As you know Barnard, was founded nearly 125 years ago, one of the first colleges to embrace this radical notion that women actually deserved access to higher education. By the time the 70s and the 80s rolled around, women had infiltrated just about every college campus in the country and we were no longer an exception. Actually we were a pretty hot commodity and everybody wanted women, and one by one the Seven Sisters started coupling up with their coed counterparts and all eyes turned to Barnard.

As Barnard alone, Anna Quindlen tells it, the conventional wisdom was at the time that Barnard should marry Columbia and take its name but you know what? Barnard refused to fold. [cheers and applause]

I love…I was reading back that 50 years ago the New York Times was reporting on Barnard's commencement, noting with pride how many of the graduates of the class of 1964 were already married. They'd made it! Thankfully, the class of 2014 that's graduating today is redefining success in all new kinds of ways, like the teacher who developed a history curriculum for high school students in Cape Town and the entrepreneur who is raising money and awareness around gun violence.

Educating and empowering women has turned out to be a growth industry and Barnard was an early investor. But you know women have only ever gotten what we fight for – nothing more and I hope nothing less – and we've been painfully reminded in the last few weeks that in too many parts of the world women's education is still considered a radical idea and girls can be shot, they can be kidnapped, they can be even enslaved for having the audacity to go to school. So our fight is far from over, and thank you, Barnard, for leading for more than a century this charge for women's education.

Working for social change, it's hard to ever know if you're really making a difference. It's really hard to measure. When my great-grandmother was a girl in Texas, the only folks who couldn't vote under Texas law were quote "idiots, imbeciles, the insane and women." But wouldn't you know it, just two generations later my mother, Ann Richards, was elected governor of the state.

That's the thing about women – give us an inch and we just won't quit. In the words of the legendary Congresswoman Bella Abzug, "Maybe we weren't at the Last Supper but we're certainly going to be at the next one."[laughter]

One of my favorite recent examples is passing the Affordable Care Act. There was an argument, actually, in the Senate committee about women's health – one of many – where a male senator objected to insurance coverage for maternity benefits, saying that he would never need them. Senator Debbie Stabenow came right back without missing a beat and said, "I bet your mother did." But it's just more evidence that for women, if we're not at the table we're on the menu.

Having 20 women in the U.S. Senate has made a huge difference.

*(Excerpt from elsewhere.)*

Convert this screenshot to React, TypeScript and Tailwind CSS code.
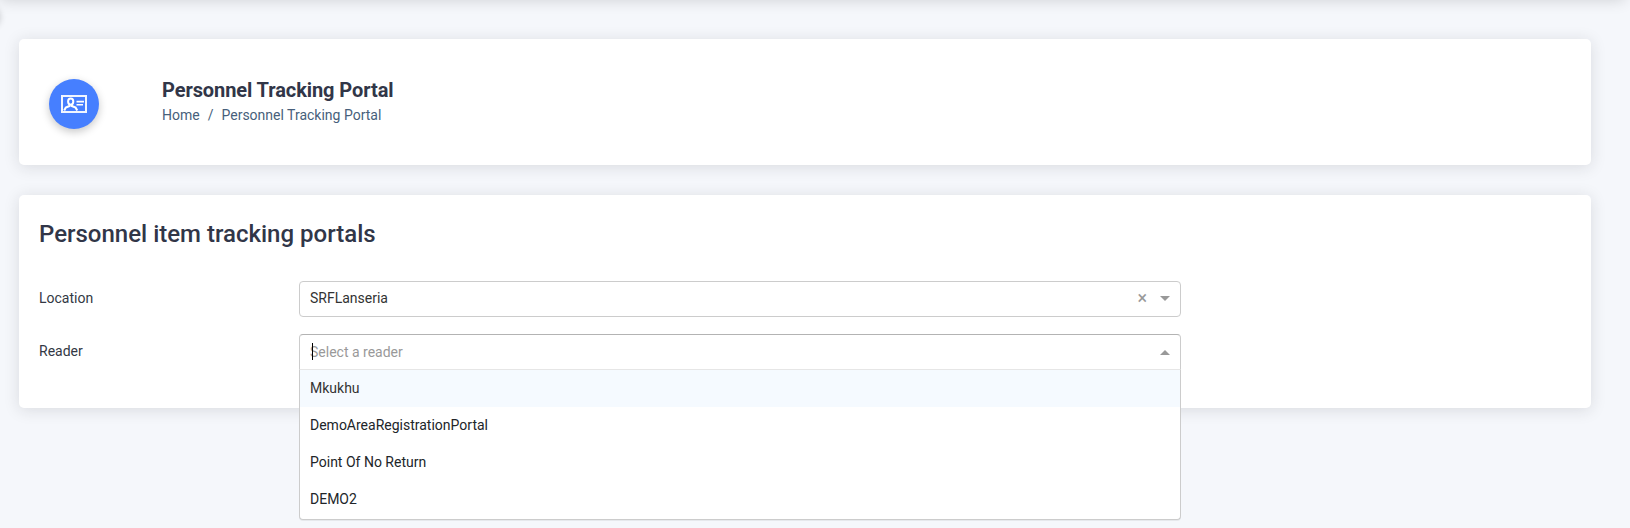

It has changed the conversation, though as Senator Claire McCaskill says, "You know what would be better than 20 – 50." So think about it. [applause]

But it's not just politics. All over the world, fearless women are turning life as we know it upside down.

Take Ory Okolloh, who grew up in Nairobi. She went to college and law school in the States, turned down a big job at a firm in Washington to come home after graduation for Kenya's 2007 election. When the riots broke out in the polls, Ory teamed up with a few of her friends to create a crowdsourcing map that tracked incidences of violence in real time. They call it Ushahidi, the Swahili word for testimony. Their platform is now being used around the world, tracking everything from corruption by members of parliament to survivors of the hurricane in Haiti. As for Ory, if you want to know more about her you can read all about her life on the Times' list of 100 Most Influential People in the world.

Right here in New York, Reshma Saujani decided that high school girls who were encouraged could be superstars in the tech industry, so she started Girls Who Code and chapters are now popping up all over the country, with young women learning the skills they need to take on careers in computer science. [cheers]

Then there's Annie Clark and Andrea Pino. who met after they'd each been sexually assaulted as students at UNC and realized that what happened to them was happening everywhere and no one was talking about it. For the first time, they pitched their story to a reporter, the national reporter laughed. Two months later, they were on the front page of the New York Times. That's when the floodgates opened. They heard from hundreds of survivors all over the country. Then this March, Annie and Andrea showed up at Senator Kirsten Gillibrand's office without an appointment and said we want to talk about ending sexual assault on campus. [applause] That's right. As Annie tells it, "We started talking and she listened," and today they have formed a national network of survivors working with Congress and the White House to end campus sexual assault and demand justice, and it's about time. [applause]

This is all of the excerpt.